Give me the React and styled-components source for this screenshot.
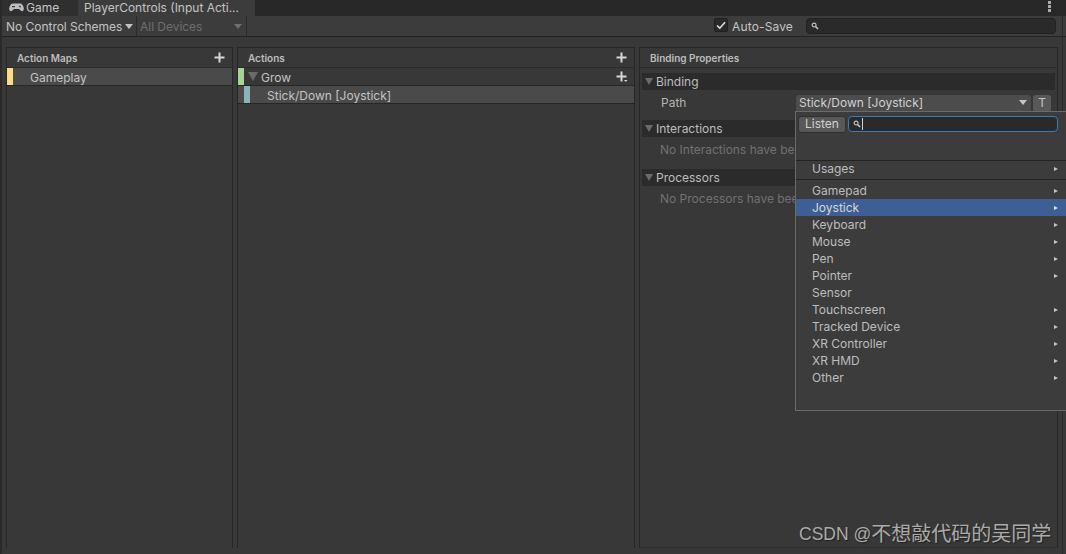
import React from "react";
import styled, { createGlobalStyle } from "styled-components";

const Global = createGlobalStyle`
  html, body { margin: 0; padding: 0; background: #383838; }
  body { font-family: Inter, "Noto Sans", sans-serif; font-size: 12px; color: #c4c4c4; }
  * { box-sizing: border-box; }
`;

const Page = styled.div`
  position: relative;
  width: 1066px;
  height: 554px;
  overflow: hidden;
  background: #383838;
  display: flex;
  flex-direction: column;
  border-left: 2px solid #2a2a2a;
  &::after {
    content: "";
    position: absolute;
    left: 1060px;
    top: 0;
    bottom: 0;
    width: 1px;
    background: #2a2a2a;
  }
`;

const TabBar = styled.div`
  display: flex;
  align-items: stretch;
  height: 16px;
  background: #282828;
`;

const Tab = styled.div`
  display: flex;
  align-items: center;
  gap: 2px;
  width: ${(p) => p.$w}px;
  padding-left: ${(p) => p.$pl}px;
  padding-bottom: 2px;
  background: ${(p) => (p.$active ? "#3c3c3c" : "#2f2f2f")};
  font-size: 12px;
  color: #c4c4c4;
  white-space: nowrap;
`;

const TabSpacer = styled.div`
  flex: 1;
`;

const Kebab = styled.div`
  display: flex;
  flex-direction: column;
  justify-content: flex-start;
  gap: 1px;
  width: 18px;
  padding-top: 1px;
  & i { display: block; width: 3px; height: 3px; background: #ababab; }
`;

const Toolbar = styled.div`
  display: flex;
  align-items: stretch;
  height: 21px;
  background: #3c3c3c;
  border-bottom: 1px solid #232323;
`;

const Drop = styled.div`
  display: flex;
  align-items: center;
  justify-content: space-between;
  width: ${(p) => p.$w}px;
  padding: 0 ${(p) => p.$pr}px 0 ${(p) => p.$pl}px;
  border-right: 1px solid #2a2a2a;
  color: ${(p) => (p.$off ? "#6e6e6e" : "#c4c4c4")};
  font-size: 12px;
  letter-spacing: -0.03px;
  white-space: nowrap;
`;

const Caret = styled.span`
  display: block;
  width: 0;
  height: 0;
  border-left: 4px solid transparent;
  border-right: 4px solid transparent;
  border-top: 5px solid ${(p) => p.$c || "#c4c4c4"};
`;

const ToolRight = styled.div`
  margin-left: auto;
  display: flex;
  align-items: center;
  padding-right: 10px;
`;

const Check = styled.div`
  width: 14px;
  height: 14px;
  border-radius: 2px;
  background: #2a2a2a;
  border: 1px solid #202020;
  display: flex;
  align-items: center;
  justify-content: center;
  margin-right: 4px;
  margin-top: -2px;
`;

const AutoSave = styled.span`
  font-size: 12px;
  letter-spacing: 0.15px;
  color: #c4c4c4;
  margin-right: 13px;
  width: 61px;
  white-space: nowrap;
`;

const SearchField = styled.div`
  display: flex;
  align-items: center;
  width: ${(p) => p.$w}px;
  height: ${(p) => p.$h}px;
  border-radius: 4px;
  background: #2a2a2a;
  border: 1px solid ${(p) => (p.$focus ? "#3a79bb" : "#212121")};
  padding-left: 4px;
`;

const TextCursor = styled.span`
  width: 1px;
  height: 12px;
  margin-left: 1px;
  background: #d0d0d0;
`;

const Columns = styled.div`
  flex: 1;
  display: flex;
  gap: 4px;
  padding: 10px 6px 6px 4px;
  min-height: 0;
`;

const Panel = styled.section`
  width: ${(p) => p.$w}px;
  display: flex;
  flex-direction: column;
  border: 1px solid #262626;
  border-bottom: ${(p) => (p.$closed ? "1px solid #2e2e2e" : "none")};
  background: #383838;
`;

const PanelHead = styled.header`
  display: flex;
  align-items: center;
  justify-content: space-between;
  height: 20px;
  padding: 0 6px 0 ${(p) => p.$pl || 10}px;
  font-size: 10px;
  font-weight: 600;
  color: #bdbdbd;
  border-bottom: 1px solid #2c2c2c;
`;

const Row = styled.div`
  display: flex;
  align-items: center;
  height: ${(p) => p.$h || 18}px;
  background: ${(p) => (p.$sel ? "#4a4a4a" : "#383838")};
  border-bottom: 1px solid #262626;
  color: #c4c4c4;
  font-size: 12px;
  padding-right: 6px;
`;

const ColorTag = styled.span`
  width: 6px;
  align-self: stretch;
  margin-left: ${(p) => p.$ml || 0}px;
  background: ${(p) => p.$c};
`;

const RowLabel = styled.span`
  margin-left: ${(p) => p.$ml}px;
  padding-top: 2px;
`;

const Tri = styled.span`
  display: block;
  width: 0;
  height: 0;
  margin-left: ${(p) => p.$ml}px;
  border-left: 5px solid transparent;
  border-right: 5px solid transparent;
  border-top: 9px solid #6a6a6a;
`;

const Grow = styled.span`
  flex: 1;
`;

const Section = styled.div`
  display: flex;
  align-items: center;
  height: 17px;
  margin: ${(p) => p.$mt || 0}px 2px 0 2px;
  background: #2b2b2b;
  color: #bdbdbd;
  font-size: 12px;
  gap: 3px;
  padding-left: 3px;
`;

const SmallTri = styled(Tri)`
  margin-left: 0;
  border-left-width: 4px;
  border-right-width: 4px;
  border-top-width: 7px;
`;

const PathRow = styled.div`
  display: flex;
  align-items: center;
  height: 18px;
  margin-top: 4px;
  padding-left: 21px;
  color: #b4b4b4;
  font-size: 12px;
`;

const PathLabel = styled.span`
  width: 135px;
  padding-bottom: 2px;
`;

const PathSelect = styled.div`
  display: flex;
  align-items: center;
  justify-content: space-between;
  width: 235px;
  height: 17px;
  padding: 0 4px 2px 3px;
  background: #4c4c4c;
  border-radius: 3px;
  color: #d0d0d0;
`;

const TButton = styled.div`
  width: 18px;
  height: 17px;
  margin-left: 2px;
  padding-bottom: 2px;
  background: #585858;
  border-radius: 3px;
  display: flex;
  align-items: center;
  justify-content: center;
  color: #c4c4c4;
`;

const Empty = styled.div`
  height: 20px;
  margin-top: 2px;
  padding-left: 20px;
  display: flex;
  align-items: center;
  color: #717171;
  font-size: 12px;
  white-space: nowrap;
`;

const Popup = styled.div`
  position: absolute;
  z-index: 2;
  left: 793px;
  top: 111px;
  width: 273px;
  height: 300px;
  background: #3c3c3c;
  border: 1px solid #6a6a6a;
  border-right: none;
  display: flex;
  flex-direction: column;
`;

const PopupTop = styled.div`
  display: flex;
  height: 49px;
  padding: 4px 0 0 2px;
  align-items: flex-start;
  gap: 2px;
  border-bottom: 1px solid #232323;
`;

const Listen = styled.div`
  width: 48px;
  height: 17px;
  padding-bottom: 2px;
  border-radius: 3px;
  background: #585858;
  border: 1px solid #303030;
  color: #d2d2d2;
  display: flex;
  align-items: center;
  justify-content: center;
  font-size: 12px;
`;

const PopItem = styled.div`
  display: flex;
  align-items: center;
  justify-content: space-between;
  height: 17px;
  padding: 0 10px 0 16px;
  background: ${(p) => (p.$sel ? "#3e5f96" : "transparent")};
  color: ${(p) => (p.$sel ? "#d8d8d8" : "#bdbdbd")};
  font-size: 12px;
  line-height: 14px;
`;

const Usage = styled(PopItem)`
  height: 19px;
  padding-bottom: 3px;
  border-bottom: 1px solid #232323;
  margin-bottom: 2px;
`;

const Arrow = styled.span`
  display: block;
  width: 0;
  height: 0;
  border-top: 2.5px solid transparent;
  border-bottom: 2.5px solid transparent;
  border-left: 4px solid ${(p) => (p.$sel ? "#e0e0e0" : "#c4c4c4")};
  opacity: ${(p) => (p.$none ? 0 : 1)};
`;

const Watermark = styled.div`
  position: absolute;
  z-index: 3;
  left: 797px;
  top: 522px;
  display: flex;
  align-items: center;
  gap: 0;
  font-family: "Liberation Sans", "Noto Sans CJK SC", sans-serif;
  font-size: 17.5px;
  line-height: 24px;
  color: #ababab;
  text-shadow: 1px 1px 1px #202020;
  white-space: pre;
`;

const Han = styled.span`
  font-size: 20px;
`;

const Plus = ({ small }) => (
  <svg width="12" height="11" viewBox="0 0 12 11" fill="#d6d6d6">
    <rect x="4.5" y="0.5" width="2" height="10" />
    <rect x="0.5" y="4.5" width="10" height="2" />
    {small && <path d="M8 9h3.500l-1.750 2z" />}
  </svg>
);

const Mag = () => (
  <svg width="8" height="8" viewBox="0 0 9 9" fill="none" stroke="#c8c8c8" strokeWidth="1.200">
    <circle cx="3.500" cy="3.500" r="2.200" />
    <path d="M5.200 5.200L8 8" strokeWidth="1.600" />
  </svg>
);

const Gamepad = () => (
  <svg width="15" height="9" viewBox="0 0 15 9">
    <path d="M4 0.500h7c2 0 3.500 2 3.800 5 .2 2-1.300 3.300-2.800 2.300L10 6H5L3 7.800C1.500 8.800 0 7.500.2 5.500.5 2.500 2 .5 4 .5z" fill="#bdbdbd" />
    <rect x="3" y="3" width="3" height="1.200" fill="#3a3a3a" />
    <circle cx="11" cy="3.500" r="0.900" fill="#3a3a3a" />
  </svg>
);

const Tick = () => (
  <svg width="10" height="9" viewBox="0 0 10 9" fill="none" stroke="#e0e0e0" strokeWidth="1.600">
    <path d="M1 4.500L3.800 7.200L9 1.200" />
  </svg>
);

const items = [
  ["Gamepad", 1],
  ["Joystick", 1, true],
  ["Keyboard", 1],
  ["Mouse", 1],
  ["Pen", 1],
  ["Pointer", 1],
  ["Sensor", 0],
  ["Touchscreen", 1],
  ["Tracked Device", 1],
  ["XR Controller", 1],
  ["XR HMD", 1],
  ["Other", 1],
];

export default function App() {
  return (
    <Page>
      <Global />
      <TabBar>
        <Tab $w={76} $pl={7}>
          <Gamepad />
          <span>Game</span>
        </Tab>
        <Tab $w={177} $pl={6} $active>
          PlayerControls (Input Acti...
        </Tab>
        <TabSpacer />
        <Kebab>
          <i />
          <i />
          <i />
        </Kebab>
      </TabBar>
      <Toolbar>
        <Drop $w={135} $pl={4} $pr={3}>
          No Control Schemes
          <Caret />
        </Drop>
        <Drop $w={110} $pl={3} $pr={4} $off>
          All Devices
          <Caret $c="#6e6e6e" />
        </Drop>
        <ToolRight>
          <Check>
            <Tick />
          </Check>
          <AutoSave>Auto-Save</AutoSave>
          <SearchField $w={250} $h={16}>
            <Mag />
          </SearchField>
        </ToolRight>
      </Toolbar>
      <Columns>
        <Panel $w={227}>
          <PanelHead>
            <span>Action Maps</span>
            <Plus />
          </PanelHead>
          <Row $sel $h={18}>
            <ColorTag $c="#fedc85" />
            <RowLabel $ml={17}>Gameplay</RowLabel>
          </Row>
        </Panel>
        <Panel $w={398}>
          <PanelHead>
            <span>Actions</span>
            <Plus />
          </PanelHead>
          <Row $h={18}>
            <ColorTag $c="#a8d594" />
            <Tri $ml={4} />
            <RowLabel $ml={3}>Grow</RowLabel>
            <Grow />
            <Plus small />
          </Row>
          <Row $sel $h={18}>
            <ColorTag $c="#8cb3b8" $ml={6} />
            <RowLabel $ml={17}>Stick/Down [Joystick]</RowLabel>
          </Row>
        </Panel>
        <Panel $w={419} $closed>
          <PanelHead>
            <span>Binding Properties</span>
          </PanelHead>
          <Section $mt={5}>
            <SmallTri />
            <span>Binding</span>
          </Section>
          <PathRow>
            <PathLabel>Path</PathLabel>
            <PathSelect>
              Stick/Down [Joystick]
              <Caret />
            </PathSelect>
            <TButton>T</TButton>
          </PathRow>
          <Section $mt={8}>
            <SmallTri />
            <span>Interactions</span>
          </Section>
          <Empty>No Interactions have been added.</Empty>
          <Section $mt={10}>
            <SmallTri />
            <span>Processors</span>
          </Section>
          <Empty>No Processors have been added.</Empty>
        </Panel>
      </Columns>
      <Popup>
        <PopupTop>
          <Listen>Listen</Listen>
          <SearchField $w={210} $h={16} $focus>
            <Mag />
            <TextCursor />
          </SearchField>
        </PopupTop>
        <Usage>
          <span>Usages</span>
          <Arrow />
        </Usage>
        {items.map(([label, hasArrow, sel]) => (
          <PopItem key={label} $sel={sel}>
            <span>{label}</span>
            <Arrow $none={!hasArrow} $sel={sel} />
          </PopItem>
        ))}
      </Popup>
      <Watermark>
        <span>CSDN @</span>
        <Han>不想敲代码的吴同学</Han>
      </Watermark>
    </Page>
  );
}
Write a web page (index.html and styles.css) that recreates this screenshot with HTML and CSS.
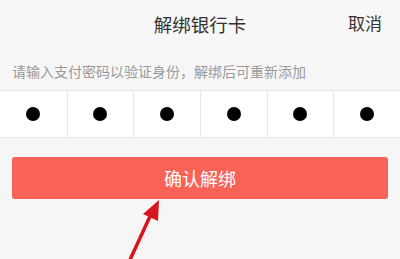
FILE: index.html
```html
<!DOCTYPE html>
<html>
<head>
<meta charset="utf-8">
<link rel="stylesheet" href="styles.css">
</head>
<body>
<div class="page">
  <header class="topbar">
    <div class="title">解绑银行卡</div>
    <div class="cancel">取消</div>
  </header>
  <p class="hint">请输入支付密码以验证身份，解绑后可重新添加</p>
  <div class="pwd">
    <div class="cell"><span class="dot"></span></div>
    <div class="cell"><span class="dot"></span></div>
    <div class="cell"><span class="dot"></span></div>
    <div class="cell"><span class="dot"></span></div>
    <div class="cell"><span class="dot"></span></div>
    <div class="cell"><span class="dot"></span></div>
  </div>
  <div class="actions">
    <button class="confirm">确认解绑</button>
  </div>
  <svg class="arrow" width="400" height="259" viewBox="0 0 400 259">
    <line x1="129" y1="262" x2="152" y2="212" stroke="#d8151c" stroke-width="3.5"/>
    <polygon points="159,200 143,214 158,221" fill="#d8151c"/>
  </svg>
</div>
</body>
</html>
```

FILE: styles.css
```css
html, body {
  margin: 0;
  padding: 0;
}
body {
  background: #f6f6f6;
  font-family: "Noto Sans CJK SC", "Noto Sans", sans-serif;
  width: 400px;
  height: 259px;
  overflow: hidden;
}
.page {
  position: relative;
  width: 400px;
  height: 259px;
}
.topbar {
  height: 50px;
  background: #f7f7f7;
  display: flex;
  align-items: center;
  justify-content: center;
  position: relative;
}
.title {
  font-size: 18.5px;
  color: #333;
  line-height: 1;
  margin-top: -2px;
}
.cancel {
  position: absolute;
  right: 18px;
  top: 14px;
  font-size: 17px;
  line-height: 1;
  color: #333;
}
.hint {
  margin: 0;
  height: 40px;
  padding-left: 12px;
  font-size: 14px;
  line-height: 1;
  color: #9a9a9a;
  display: flex;
  align-items: center;
  box-sizing: border-box;
  padding-top: 2px;
}
.pwd {
  display: grid;
  grid-template-columns: repeat(6, 1fr);
  background: #fff;
  border-top: 1px solid #e6e6e6;
  border-bottom: 1px solid #e6e6e6;
  height: 46px;
}
.cell {
  display: flex;
  align-items: center;
  justify-content: center;
  border-left: 1px solid #e8e8e8;
}
.cell:first-child {
  border-left: none;
}
.dot {
  width: 14px;
  height: 14px;
  border-radius: 50%;
  background: #000;
}
.actions {
  padding: 19px 12px 0;
}
.confirm {
  display: block;
  width: 100%;
  height: 42px;
  border: none;
  border-radius: 3px;
  background: #f96357;
  color: #fff;
  font-family: "Noto Sans CJK SC", "Noto Sans", sans-serif;
  font-size: 18px;
  padding: 0;
}
.arrow {
  position: absolute;
  left: 0;
  top: 0;
  pointer-events: none;
}
```
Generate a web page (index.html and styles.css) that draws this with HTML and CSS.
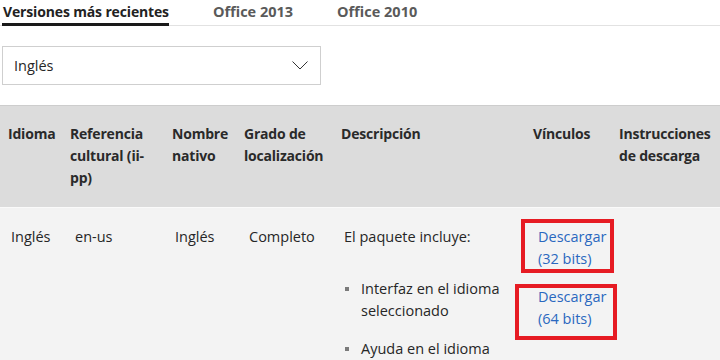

══════════

Task instructions →
Search the data for the string "with". List each line that has it.

Solution to this task →
Write a web page (index.html and styles.css) that recreates this screenshot with HTML and CSS.
Generate a web page (index.html and styles.css) that draws this with HTML and CSS.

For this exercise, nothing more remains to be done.